▶ _Prompt_
Gather from the listing below each line that includes the word "this", and copy it.
-- Start Data provided --
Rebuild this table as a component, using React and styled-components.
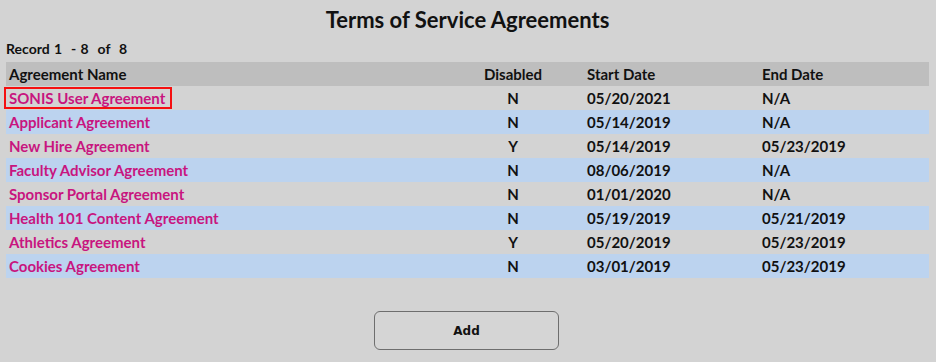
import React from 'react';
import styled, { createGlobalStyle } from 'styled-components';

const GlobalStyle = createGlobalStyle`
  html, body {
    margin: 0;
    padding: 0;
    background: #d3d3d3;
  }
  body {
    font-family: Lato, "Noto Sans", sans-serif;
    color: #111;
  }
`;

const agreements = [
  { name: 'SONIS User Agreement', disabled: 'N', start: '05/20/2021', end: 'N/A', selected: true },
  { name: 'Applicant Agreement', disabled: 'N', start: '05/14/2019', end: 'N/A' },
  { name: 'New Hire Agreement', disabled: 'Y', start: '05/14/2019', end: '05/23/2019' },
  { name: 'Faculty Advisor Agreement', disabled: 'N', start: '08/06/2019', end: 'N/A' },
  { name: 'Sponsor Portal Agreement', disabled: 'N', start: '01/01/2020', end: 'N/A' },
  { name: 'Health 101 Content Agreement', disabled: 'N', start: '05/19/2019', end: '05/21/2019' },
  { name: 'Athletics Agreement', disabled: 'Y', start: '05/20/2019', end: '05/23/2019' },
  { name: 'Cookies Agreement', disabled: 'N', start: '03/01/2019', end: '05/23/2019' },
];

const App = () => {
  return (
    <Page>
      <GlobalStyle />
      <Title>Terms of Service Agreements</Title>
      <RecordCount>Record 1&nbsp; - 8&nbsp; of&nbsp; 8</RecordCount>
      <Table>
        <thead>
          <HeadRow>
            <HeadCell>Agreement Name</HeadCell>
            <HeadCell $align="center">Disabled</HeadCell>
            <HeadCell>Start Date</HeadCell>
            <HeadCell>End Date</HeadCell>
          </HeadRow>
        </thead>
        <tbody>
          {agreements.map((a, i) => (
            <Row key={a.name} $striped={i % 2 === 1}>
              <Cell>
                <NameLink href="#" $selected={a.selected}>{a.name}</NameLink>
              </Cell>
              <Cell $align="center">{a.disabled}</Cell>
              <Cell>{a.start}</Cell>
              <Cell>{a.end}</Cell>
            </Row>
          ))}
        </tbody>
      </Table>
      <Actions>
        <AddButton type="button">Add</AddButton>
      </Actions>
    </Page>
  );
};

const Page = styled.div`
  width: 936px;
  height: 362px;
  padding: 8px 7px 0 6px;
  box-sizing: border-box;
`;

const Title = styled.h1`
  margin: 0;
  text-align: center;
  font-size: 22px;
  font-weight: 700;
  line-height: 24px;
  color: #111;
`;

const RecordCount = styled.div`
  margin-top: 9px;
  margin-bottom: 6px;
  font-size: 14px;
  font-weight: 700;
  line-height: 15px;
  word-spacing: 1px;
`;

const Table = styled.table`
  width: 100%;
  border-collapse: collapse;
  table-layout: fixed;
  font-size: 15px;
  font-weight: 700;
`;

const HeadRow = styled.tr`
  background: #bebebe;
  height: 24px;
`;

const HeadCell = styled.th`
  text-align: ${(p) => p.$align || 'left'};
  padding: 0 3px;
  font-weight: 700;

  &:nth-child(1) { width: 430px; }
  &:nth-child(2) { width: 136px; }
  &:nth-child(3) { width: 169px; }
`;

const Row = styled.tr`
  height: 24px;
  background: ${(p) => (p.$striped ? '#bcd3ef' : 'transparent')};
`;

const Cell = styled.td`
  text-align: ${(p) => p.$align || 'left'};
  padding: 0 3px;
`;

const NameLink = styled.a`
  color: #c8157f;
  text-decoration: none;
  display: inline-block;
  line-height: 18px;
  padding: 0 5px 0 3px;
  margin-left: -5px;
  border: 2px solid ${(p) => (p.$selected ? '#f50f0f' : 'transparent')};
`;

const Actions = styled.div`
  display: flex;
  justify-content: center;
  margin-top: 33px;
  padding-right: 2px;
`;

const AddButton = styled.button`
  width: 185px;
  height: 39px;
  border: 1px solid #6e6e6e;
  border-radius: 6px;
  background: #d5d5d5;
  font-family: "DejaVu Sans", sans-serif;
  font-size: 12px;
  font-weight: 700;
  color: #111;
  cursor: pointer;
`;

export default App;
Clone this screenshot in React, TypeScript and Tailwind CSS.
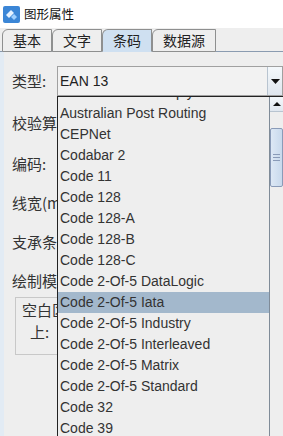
-- End Data provided --
▶ _Response_
Rebuild this table as a component, using React and styled-components.
Clone this screenshot in React, TypeScript and Tailwind CSS.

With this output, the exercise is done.